## Short problem
No pictures go into the copy. Write out exactly the lines below from the one containing "Convert this screenshot" through the one containing "25.5 C2.5 24".

** BEGIN Input for this task **

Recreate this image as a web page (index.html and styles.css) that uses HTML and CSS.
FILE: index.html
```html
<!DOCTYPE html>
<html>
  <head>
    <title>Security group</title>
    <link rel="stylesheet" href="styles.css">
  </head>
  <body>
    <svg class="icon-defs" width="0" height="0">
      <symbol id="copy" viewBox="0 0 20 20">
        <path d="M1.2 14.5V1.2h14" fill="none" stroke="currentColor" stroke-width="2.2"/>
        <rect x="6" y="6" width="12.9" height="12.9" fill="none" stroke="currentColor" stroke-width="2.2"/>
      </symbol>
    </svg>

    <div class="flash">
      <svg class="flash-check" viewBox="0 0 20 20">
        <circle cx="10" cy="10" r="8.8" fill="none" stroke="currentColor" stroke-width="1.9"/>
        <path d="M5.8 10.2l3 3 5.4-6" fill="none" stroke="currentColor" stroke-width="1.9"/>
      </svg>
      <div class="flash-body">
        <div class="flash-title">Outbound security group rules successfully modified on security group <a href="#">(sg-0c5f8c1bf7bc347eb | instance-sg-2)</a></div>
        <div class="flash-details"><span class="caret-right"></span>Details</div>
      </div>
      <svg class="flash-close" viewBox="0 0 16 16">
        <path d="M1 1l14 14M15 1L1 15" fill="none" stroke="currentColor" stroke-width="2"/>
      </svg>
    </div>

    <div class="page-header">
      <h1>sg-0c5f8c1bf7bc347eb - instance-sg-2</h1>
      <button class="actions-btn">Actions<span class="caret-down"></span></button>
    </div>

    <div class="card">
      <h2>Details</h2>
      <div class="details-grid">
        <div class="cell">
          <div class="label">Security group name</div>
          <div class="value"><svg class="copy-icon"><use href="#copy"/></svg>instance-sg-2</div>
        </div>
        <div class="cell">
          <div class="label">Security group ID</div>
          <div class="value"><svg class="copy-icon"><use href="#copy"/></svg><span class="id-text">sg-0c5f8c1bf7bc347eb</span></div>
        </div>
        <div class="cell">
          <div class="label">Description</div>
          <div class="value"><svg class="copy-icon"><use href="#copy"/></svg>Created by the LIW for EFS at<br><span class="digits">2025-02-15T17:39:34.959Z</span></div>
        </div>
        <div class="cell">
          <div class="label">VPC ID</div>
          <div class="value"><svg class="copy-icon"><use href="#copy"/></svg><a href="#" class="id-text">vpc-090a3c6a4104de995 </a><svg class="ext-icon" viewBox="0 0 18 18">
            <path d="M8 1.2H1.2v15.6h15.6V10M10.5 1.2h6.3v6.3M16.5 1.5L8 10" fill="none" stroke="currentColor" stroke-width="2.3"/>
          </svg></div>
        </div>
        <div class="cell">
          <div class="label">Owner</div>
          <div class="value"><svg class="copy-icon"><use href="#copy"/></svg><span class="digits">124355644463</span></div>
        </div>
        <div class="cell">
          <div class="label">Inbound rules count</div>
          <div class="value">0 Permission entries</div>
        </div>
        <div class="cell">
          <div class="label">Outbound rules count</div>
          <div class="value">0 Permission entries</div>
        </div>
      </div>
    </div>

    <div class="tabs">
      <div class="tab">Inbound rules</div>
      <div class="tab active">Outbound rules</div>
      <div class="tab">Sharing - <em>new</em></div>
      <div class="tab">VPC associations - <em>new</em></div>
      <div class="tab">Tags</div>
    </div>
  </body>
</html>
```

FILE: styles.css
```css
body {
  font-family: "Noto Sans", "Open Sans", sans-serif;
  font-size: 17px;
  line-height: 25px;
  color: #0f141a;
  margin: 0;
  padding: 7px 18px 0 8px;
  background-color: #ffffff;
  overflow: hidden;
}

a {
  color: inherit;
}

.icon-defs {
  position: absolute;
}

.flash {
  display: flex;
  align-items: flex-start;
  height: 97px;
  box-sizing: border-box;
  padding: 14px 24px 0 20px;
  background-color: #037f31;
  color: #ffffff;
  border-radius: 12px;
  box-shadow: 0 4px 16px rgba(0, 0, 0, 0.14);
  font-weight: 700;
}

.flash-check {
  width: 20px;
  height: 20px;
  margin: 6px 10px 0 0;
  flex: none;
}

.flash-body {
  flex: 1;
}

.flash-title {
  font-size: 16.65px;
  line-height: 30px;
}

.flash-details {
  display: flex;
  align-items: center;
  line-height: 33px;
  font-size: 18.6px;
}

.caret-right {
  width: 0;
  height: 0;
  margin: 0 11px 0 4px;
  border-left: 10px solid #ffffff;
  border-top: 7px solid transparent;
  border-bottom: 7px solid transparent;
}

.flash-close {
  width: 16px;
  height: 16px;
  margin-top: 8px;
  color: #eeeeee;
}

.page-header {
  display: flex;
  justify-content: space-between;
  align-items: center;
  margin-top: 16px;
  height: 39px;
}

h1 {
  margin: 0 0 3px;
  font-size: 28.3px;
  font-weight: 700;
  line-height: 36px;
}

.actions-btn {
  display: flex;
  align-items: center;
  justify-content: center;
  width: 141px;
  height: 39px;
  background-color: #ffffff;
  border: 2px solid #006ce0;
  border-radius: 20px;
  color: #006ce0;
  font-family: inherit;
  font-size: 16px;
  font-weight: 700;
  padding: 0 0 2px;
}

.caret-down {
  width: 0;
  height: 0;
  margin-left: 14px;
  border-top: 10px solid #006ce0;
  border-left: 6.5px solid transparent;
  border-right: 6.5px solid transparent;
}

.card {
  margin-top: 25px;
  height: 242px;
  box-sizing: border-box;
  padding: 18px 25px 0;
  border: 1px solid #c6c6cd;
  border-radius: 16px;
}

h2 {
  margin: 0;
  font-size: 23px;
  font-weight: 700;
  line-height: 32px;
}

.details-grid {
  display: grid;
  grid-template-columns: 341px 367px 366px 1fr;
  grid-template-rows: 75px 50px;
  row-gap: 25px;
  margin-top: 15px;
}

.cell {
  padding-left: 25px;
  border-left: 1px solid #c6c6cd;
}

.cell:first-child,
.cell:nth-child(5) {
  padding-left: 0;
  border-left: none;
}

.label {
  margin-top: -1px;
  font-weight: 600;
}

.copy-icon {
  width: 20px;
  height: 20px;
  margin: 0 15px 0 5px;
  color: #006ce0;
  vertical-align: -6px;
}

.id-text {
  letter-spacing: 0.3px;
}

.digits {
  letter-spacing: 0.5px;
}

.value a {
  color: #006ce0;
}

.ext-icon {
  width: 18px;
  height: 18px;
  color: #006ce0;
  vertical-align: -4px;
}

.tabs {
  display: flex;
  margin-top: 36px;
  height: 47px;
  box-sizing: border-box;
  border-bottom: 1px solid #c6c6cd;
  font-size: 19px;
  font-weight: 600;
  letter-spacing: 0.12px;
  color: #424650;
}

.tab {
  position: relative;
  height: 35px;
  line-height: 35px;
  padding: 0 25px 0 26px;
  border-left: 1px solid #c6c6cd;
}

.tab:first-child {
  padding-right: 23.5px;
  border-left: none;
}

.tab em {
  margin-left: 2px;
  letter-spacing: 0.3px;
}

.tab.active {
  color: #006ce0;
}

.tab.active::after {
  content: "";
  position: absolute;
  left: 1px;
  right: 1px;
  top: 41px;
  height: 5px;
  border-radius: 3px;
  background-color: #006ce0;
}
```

** END Input for this task **
** BEGIN Input for this task **

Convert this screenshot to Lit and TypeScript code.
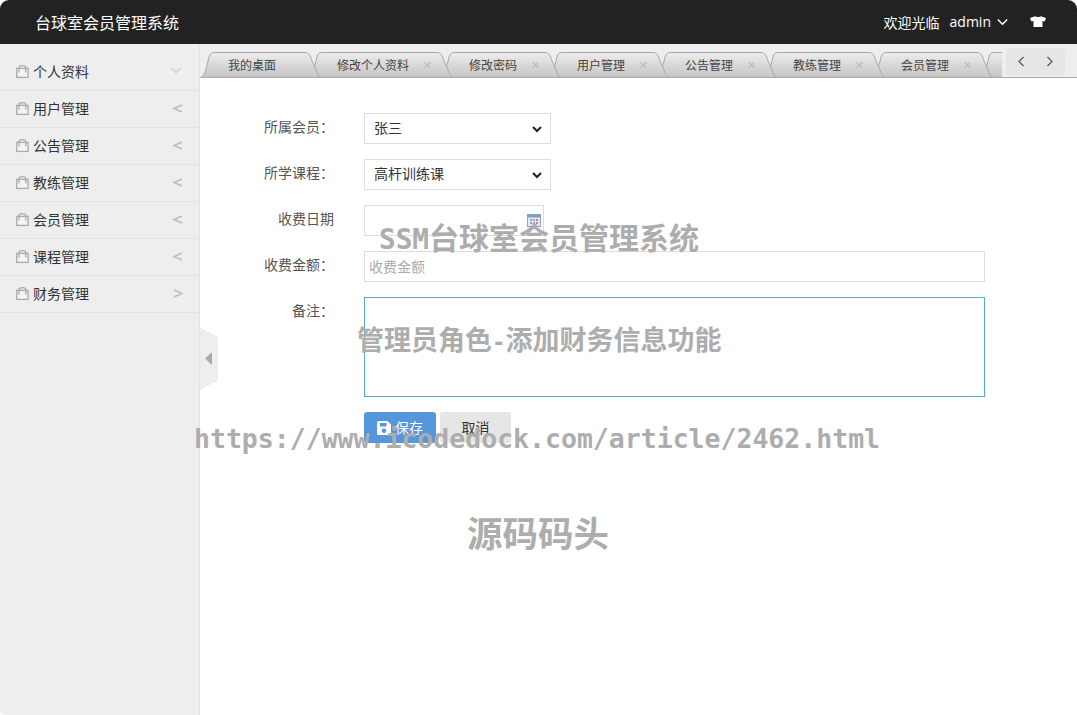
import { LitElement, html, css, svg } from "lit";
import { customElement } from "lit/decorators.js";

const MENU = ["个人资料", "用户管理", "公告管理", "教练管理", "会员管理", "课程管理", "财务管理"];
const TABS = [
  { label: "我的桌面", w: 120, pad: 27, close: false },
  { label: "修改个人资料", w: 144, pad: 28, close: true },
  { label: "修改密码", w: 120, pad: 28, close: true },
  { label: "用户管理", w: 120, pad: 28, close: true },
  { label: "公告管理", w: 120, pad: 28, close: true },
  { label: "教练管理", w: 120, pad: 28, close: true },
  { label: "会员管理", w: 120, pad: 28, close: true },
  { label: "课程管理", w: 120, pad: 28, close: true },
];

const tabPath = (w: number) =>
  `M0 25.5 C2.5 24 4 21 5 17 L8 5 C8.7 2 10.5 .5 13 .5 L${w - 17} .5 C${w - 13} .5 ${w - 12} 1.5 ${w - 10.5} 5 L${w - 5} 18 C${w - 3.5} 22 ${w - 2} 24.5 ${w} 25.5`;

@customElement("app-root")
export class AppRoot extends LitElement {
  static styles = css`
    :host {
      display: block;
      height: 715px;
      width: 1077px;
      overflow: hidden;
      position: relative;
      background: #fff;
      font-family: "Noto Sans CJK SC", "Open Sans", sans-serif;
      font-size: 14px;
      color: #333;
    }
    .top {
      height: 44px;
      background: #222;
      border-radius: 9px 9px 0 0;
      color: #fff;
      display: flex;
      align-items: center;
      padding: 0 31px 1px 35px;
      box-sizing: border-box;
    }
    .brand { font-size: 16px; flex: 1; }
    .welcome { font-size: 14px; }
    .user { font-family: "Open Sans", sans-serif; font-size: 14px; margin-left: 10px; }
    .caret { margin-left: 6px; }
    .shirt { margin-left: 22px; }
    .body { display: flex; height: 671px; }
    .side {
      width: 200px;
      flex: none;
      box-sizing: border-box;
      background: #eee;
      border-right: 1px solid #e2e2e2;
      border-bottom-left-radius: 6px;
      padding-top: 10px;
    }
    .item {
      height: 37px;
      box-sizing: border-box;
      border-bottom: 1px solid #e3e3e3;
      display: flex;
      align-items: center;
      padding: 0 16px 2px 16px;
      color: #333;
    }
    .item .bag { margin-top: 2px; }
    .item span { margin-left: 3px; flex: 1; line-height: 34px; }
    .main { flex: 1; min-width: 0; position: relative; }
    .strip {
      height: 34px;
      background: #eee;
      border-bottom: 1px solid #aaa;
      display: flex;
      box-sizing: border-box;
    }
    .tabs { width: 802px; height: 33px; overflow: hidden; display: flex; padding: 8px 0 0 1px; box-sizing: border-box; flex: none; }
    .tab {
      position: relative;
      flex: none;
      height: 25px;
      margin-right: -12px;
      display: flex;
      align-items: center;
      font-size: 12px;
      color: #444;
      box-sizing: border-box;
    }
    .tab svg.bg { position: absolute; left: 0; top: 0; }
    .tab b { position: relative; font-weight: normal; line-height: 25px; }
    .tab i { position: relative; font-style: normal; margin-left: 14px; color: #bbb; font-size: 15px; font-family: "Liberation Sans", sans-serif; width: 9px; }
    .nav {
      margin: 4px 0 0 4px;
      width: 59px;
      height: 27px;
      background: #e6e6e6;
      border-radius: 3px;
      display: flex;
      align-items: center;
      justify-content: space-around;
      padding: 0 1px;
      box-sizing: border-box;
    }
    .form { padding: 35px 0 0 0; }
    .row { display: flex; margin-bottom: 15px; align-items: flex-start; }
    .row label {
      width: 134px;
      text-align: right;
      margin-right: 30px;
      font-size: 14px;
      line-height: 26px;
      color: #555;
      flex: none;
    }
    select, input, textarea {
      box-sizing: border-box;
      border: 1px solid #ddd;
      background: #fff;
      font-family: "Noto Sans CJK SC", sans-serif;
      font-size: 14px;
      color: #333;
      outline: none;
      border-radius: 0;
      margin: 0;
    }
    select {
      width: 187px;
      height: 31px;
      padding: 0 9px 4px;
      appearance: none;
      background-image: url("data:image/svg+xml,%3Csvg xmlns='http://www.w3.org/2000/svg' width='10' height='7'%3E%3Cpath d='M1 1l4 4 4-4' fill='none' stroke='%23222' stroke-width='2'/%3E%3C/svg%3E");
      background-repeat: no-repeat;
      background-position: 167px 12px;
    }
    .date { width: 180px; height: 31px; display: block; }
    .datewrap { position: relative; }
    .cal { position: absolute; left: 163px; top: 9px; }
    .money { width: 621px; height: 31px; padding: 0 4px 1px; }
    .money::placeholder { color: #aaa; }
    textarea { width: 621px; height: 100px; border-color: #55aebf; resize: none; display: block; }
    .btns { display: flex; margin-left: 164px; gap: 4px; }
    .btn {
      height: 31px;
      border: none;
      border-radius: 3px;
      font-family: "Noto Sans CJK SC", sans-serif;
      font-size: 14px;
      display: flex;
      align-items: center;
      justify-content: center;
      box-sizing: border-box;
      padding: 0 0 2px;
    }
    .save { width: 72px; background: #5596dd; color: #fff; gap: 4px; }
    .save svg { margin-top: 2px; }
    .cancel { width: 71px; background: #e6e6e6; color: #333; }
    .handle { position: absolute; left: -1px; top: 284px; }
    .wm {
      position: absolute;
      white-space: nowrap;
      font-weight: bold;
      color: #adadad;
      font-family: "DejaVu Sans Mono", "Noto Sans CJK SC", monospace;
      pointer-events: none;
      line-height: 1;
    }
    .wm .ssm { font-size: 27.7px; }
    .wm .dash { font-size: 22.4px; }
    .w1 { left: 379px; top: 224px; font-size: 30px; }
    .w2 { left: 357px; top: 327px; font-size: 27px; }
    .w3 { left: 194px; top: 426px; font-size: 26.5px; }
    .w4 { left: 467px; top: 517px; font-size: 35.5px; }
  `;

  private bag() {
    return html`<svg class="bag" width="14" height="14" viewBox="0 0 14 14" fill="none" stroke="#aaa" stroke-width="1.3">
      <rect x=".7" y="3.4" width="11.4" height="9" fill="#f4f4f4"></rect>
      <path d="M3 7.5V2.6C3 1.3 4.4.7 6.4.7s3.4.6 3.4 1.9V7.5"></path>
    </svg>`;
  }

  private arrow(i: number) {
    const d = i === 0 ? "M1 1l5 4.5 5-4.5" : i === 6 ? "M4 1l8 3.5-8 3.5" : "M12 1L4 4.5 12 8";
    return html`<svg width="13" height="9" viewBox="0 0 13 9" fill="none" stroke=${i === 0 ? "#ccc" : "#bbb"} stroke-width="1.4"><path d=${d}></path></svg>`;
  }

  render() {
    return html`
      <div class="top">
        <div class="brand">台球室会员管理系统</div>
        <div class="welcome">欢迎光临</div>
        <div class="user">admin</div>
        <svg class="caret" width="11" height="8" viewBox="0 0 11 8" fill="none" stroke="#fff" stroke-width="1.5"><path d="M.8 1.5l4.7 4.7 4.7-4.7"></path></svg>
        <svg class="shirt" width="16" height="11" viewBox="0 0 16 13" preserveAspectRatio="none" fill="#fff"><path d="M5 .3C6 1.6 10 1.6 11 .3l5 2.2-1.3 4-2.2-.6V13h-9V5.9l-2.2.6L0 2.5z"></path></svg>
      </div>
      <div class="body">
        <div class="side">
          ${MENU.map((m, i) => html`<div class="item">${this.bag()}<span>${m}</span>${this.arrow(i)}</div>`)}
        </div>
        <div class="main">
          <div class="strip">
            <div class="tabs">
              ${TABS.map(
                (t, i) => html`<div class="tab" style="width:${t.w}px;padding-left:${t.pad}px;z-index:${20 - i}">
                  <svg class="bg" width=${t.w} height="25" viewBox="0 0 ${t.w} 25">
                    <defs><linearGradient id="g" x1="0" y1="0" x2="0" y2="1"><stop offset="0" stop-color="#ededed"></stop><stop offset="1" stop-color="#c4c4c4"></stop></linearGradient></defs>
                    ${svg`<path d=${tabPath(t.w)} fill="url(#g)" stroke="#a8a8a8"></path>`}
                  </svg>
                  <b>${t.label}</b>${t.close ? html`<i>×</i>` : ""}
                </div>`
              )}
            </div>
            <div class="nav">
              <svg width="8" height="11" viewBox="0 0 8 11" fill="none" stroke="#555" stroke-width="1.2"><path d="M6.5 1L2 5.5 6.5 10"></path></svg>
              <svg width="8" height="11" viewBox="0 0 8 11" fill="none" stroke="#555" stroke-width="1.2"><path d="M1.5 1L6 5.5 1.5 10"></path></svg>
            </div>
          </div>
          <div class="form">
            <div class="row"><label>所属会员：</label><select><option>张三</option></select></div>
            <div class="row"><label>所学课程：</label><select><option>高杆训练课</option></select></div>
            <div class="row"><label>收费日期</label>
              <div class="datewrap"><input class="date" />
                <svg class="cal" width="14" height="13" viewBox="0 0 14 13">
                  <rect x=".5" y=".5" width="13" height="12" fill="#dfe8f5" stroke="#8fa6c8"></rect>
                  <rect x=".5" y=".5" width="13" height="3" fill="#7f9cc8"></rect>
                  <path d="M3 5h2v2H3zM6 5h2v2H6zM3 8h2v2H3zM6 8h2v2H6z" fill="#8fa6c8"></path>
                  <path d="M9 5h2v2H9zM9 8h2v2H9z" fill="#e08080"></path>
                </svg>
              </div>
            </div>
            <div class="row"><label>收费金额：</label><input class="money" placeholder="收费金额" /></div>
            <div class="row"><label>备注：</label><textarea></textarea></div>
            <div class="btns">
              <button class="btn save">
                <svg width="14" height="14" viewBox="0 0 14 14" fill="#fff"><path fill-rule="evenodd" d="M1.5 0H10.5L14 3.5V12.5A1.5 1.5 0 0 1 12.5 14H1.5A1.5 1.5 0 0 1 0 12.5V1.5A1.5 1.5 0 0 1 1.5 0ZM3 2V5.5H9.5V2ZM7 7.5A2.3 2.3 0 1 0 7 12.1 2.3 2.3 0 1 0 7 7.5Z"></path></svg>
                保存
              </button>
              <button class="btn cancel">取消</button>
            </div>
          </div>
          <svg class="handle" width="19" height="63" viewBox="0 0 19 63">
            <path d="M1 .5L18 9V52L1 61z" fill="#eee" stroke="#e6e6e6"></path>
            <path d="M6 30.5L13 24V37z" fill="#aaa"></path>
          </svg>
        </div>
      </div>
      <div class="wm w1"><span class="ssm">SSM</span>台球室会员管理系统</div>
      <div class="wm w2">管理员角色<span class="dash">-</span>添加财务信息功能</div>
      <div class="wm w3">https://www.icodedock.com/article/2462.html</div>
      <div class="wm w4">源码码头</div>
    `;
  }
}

** END Input for this task **
** BEGIN Input for this task **

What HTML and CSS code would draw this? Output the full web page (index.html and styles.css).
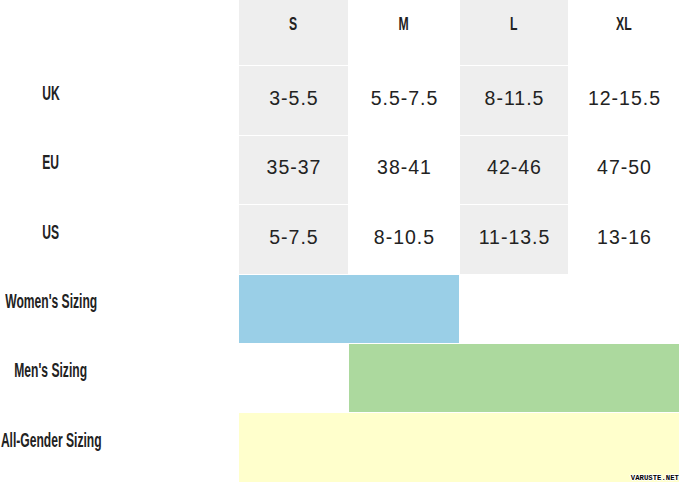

** END Input for this task **

## Problem solution
Convert this screenshot to Lit and TypeScript code.
import { LitElement, html, css, svg } from "lit";
import { customElement } from "lit/decorators.js";

const MENU = ["个人资料", "用户管理", "公告管理", "教练管理", "会员管理", "课程管理", "财务管理"];
const TABS = [
  { label: "我的桌面", w: 120, pad: 27, close: false },
  { label: "修改个人资料", w: 144, pad: 28, close: true },
  { label: "修改密码", w: 120, pad: 28, close: true },
  { label: "用户管理", w: 120, pad: 28, close: true },
  { label: "公告管理", w: 120, pad: 28, close: true },
  { label: "教练管理", w: 120, pad: 28, close: true },
  { label: "会员管理", w: 120, pad: 28, close: true },
  { label: "课程管理", w: 120, pad: 28, close: true },
];

const tabPath = (w: number) =>
  `M0 25.5 C2.5 24 4 21 5 17 L8 5 C8.7 2 10.5 .5 13 .5 L${w - 17} .5 C${w - 13} .5 ${w - 12} 1.5 ${w - 10.5} 5 L${w - 5} 18 C${w - 3.5} 22 ${w - 2} 24.5 ${w} 25.5`;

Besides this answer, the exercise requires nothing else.